By 1991 I was working in the fields detasseling corn, walking beans and bailing hay. For the rest of the year it was paper routes, odd jobs and shoveling snow when possible. Anything to make money. My parents quickly saw this and exploited it, after that, mostly everything was on me. You name it, I had to buy my own. In 1992 I met who would be my best friend and his parents basically took me in. As a matter of fact, when my parents basically kicked me out in 1996 over a financial dispute they let me stay there until I could get on my feet and get an apartment.
It’s sad to say but it’s nice to know there’s other out there that had to go through what I did. Call it a “misery loves company” thing I guess.
On the other hand, I agree that there are others that had it far worse; financially, physically and/or mentally.
I didn’t put this in the story but about 6-8 months after Christmas of 1988 my parents pawned off that Nintendo to pay bills…along with the TV. They got another TV eventually and a buddy let me “borrow” his spare NES from time to time (spare?!?...good grief).
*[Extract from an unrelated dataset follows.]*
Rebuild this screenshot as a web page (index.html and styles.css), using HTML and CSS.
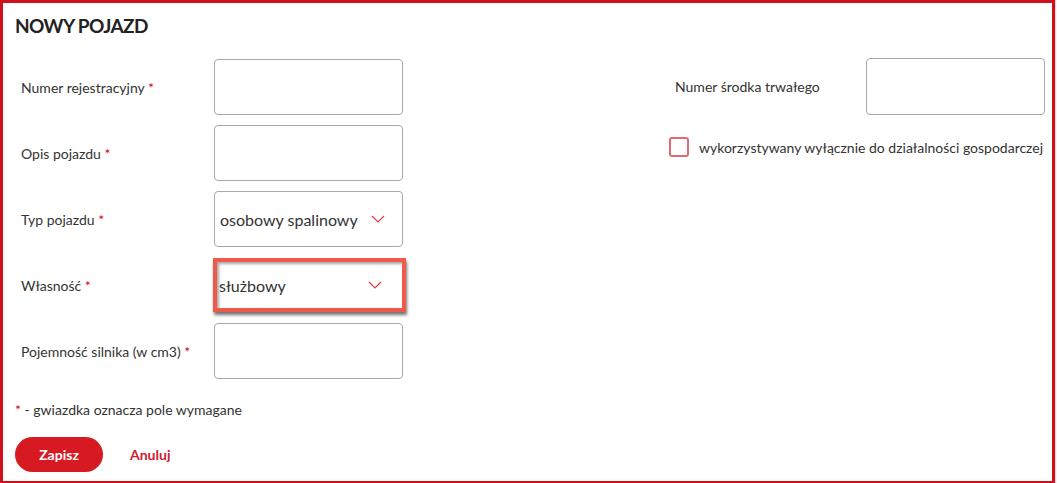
FILE: index.html
```html
<!DOCTYPE html>
<html lang="pl">
<head>
<meta charset="utf-8">
<title>Nowy pojazd</title>
<link rel="stylesheet" href="styles.css">
</head>
<body>
<div class="frame">
  <h1 class="title">NOWY POJAZD</h1>
  <div class="columns">
    <div class="col-left">
      <div class="row">
        <label class="label">Numer rejestracyjny <span class="req">*</span></label>
        <div class="input"></div>
      </div>
      <div class="row">
        <label class="label">Opis pojazdu <span class="req">*</span></label>
        <div class="input"></div>
      </div>
      <div class="row">
        <label class="label">Typ pojazdu <span class="req">*</span></label>
        <div class="input select"><span>osobowy spalinowy</span>
          <svg class="chev" width="14" height="8" viewBox="0 0 14 8"><path d="M1 1 L7 7 L13 1" fill="none" stroke="#e0394a" stroke-width="1.2"/></svg>
        </div>
      </div>
      <div class="row">
        <label class="label">Własność <span class="req">*</span></label>
        <div class="input select highlight"><span>służbowy</span>
          <svg class="chev" width="14" height="8" viewBox="0 0 14 8"><path d="M1 1 L7 7 L13 1" fill="none" stroke="#e0394a" stroke-width="1.2"/></svg>
        </div>
      </div>
      <div class="row">
        <label class="label">Pojemność silnika (w cm3) <span class="req">*</span></label>
        <div class="input"></div>
      </div>
    </div>
    <div class="col-right">
      <div class="row row-right">
        <label class="label">Numer środka trwałego</label>
        <div class="input input-right"></div>
      </div>
      <div class="check-row">
        <span class="checkbox"></span>
        <span class="check-text">wykorzystywany wyłącznie do działalności gospodarczej</span>
      </div>
    </div>
  </div>
  <p class="note"><span class="req">*</span> - gwiazdka oznacza pole wymagane</p>
  <div class="actions">
    <button class="btn-save">Zapisz</button>
    <a class="btn-cancel">Anuluj</a>
  </div>
</div>
</body>
</html>
```

FILE: styles.css
```css
* { box-sizing: border-box; }
html, body { margin: 0; padding: 0; background: #fff; }
body {
  font-family: Lato, "Open Sans", sans-serif;
  color: #333;
}
.frame {
  width: 1055px;
  height: 483px;
  border: 3px solid #d0111b;
  border-bottom-width: 2px;
  padding: 0 12px;
  box-shadow: 1px 0 1px rgba(0,0,0,0.15);
}
.title {
  margin: 0;
  padding-top: 11px;
  font-size: 19px;
  line-height: 24px;
  font-weight: 700;
  color: #222;
  letter-spacing: -0.6px;
}
.columns {
  display: flex;
  margin-top: 21px;
}
.col-left {
  width: 654px;
  flex: 0 0 654px;
  display: flex;
  flex-direction: column;
  gap: 10px;
}
.col-right {
  flex: 1;
}
.row {
  display: flex;
  align-items: center;
  height: 56px;
}
.label {
  width: 199px;
  flex: 0 0 auto;
  padding-left: 6px;
  font-size: 14px;
  color: #333;
}
.req { color: #d0021b; }
.input {
  width: 189px;
  height: 56px;
  flex: 0 0 auto;
  border: 1px solid #a9a9a9;
  border-radius: 4px;
  background: #fff;
}
.select {
  display: flex;
  align-items: center;
  justify-content: space-between;
  padding: 0 17px 0 5px;
  font-size: 16px;
  color: #333;
}
.chev { display: block; }
.highlight {
  width: 193px;
  height: 54px;
  margin-left: -1px;
  border: 4px solid #f0584c;
  border-radius: 0;
  padding-left: 2px;
  padding-right: 20px;
  box-shadow: 1px 3px 3px rgba(0,0,0,0.55), inset 2px 2px 3px rgba(0,0,0,0.35);
}
.row-right { height: 57px; margin-top: -1px; }
.row-right .label { width: 197px; }
.input-right { width: 179px; height: 57px; }
.check-row {
  display: flex;
  align-items: center;
  margin-top: 22px;
  gap: 10px;
  white-space: nowrap;
}
.checkbox {
  width: 20px;
  height: 20px;
  flex: 0 0 auto;
  border: 2px solid #e36a74;
  border-radius: 3px;
}
.check-text { font-size: 14px; color: #333; }
.note {
  margin: 22px 0 0 0;
  font-size: 14px;
  line-height: 18px;
}
.actions {
  display: flex;
  align-items: center;
  margin-top: 18px;
}
.btn-save {
  width: 88px;
  height: 35px;
  border: none;
  border-radius: 18px;
  background: #d71a21;
  color: #fff;
  font-family: Lato, sans-serif;
  font-weight: 700;
  font-size: 14px;
}
.btn-cancel {
  margin-left: 27px;
  color: #d2202f;
  font-weight: 700;
  font-size: 14px;
}
```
Summer of 1992 I landed up buying my own Super Nintendo, 19” COLOR TV (yes, I make a big deal out of that, my parents only had a 13” B&W at the time) and Final Fantasy II. $$ earned from working in the fields. That was great for about 6 months until my parents landed up taking my TV out into the living room stating that I should “share it with the rest of the family”. I didn’t get full use of it again until taking it back in 1997. Funny enough it was that SNES and TV that set my parents off to begin with, they said that I had money to burn on stupid stuff like video games so I could buy my own clothes, school supplies, glasses, etc from now on. That concept elevated to paying my part of the rest of the bills in 1994, my Sophomore year of high school, the year I got my first “real” job working at a local grocery store. It would be this way until I graduated in 1996.
Last edited by smokehouse; 07-06-2007 at 05:57 AM.
Take a hike, wang-broom!
I swear I can smell your stinky hands from here!
This is now my favorite story, what an amazing ordeal.
http://www.twitch.tv/jumanjicastle/ - Playing classic games in RGB Scart and Component
Dammit, don't make me cry again...
Nice Story.
Great stuff man! Winner for sure!
Best Thread ever
having a very similair story as yours in 89, I couldn't help but get a bit teary eyed reading it, and can't help even more agreeing with others, Best story on the forum.
Now how about a round of frosty chocolate milkshakes?!!
Wow man, I seriously almost have tears in my eyes. Awesome story!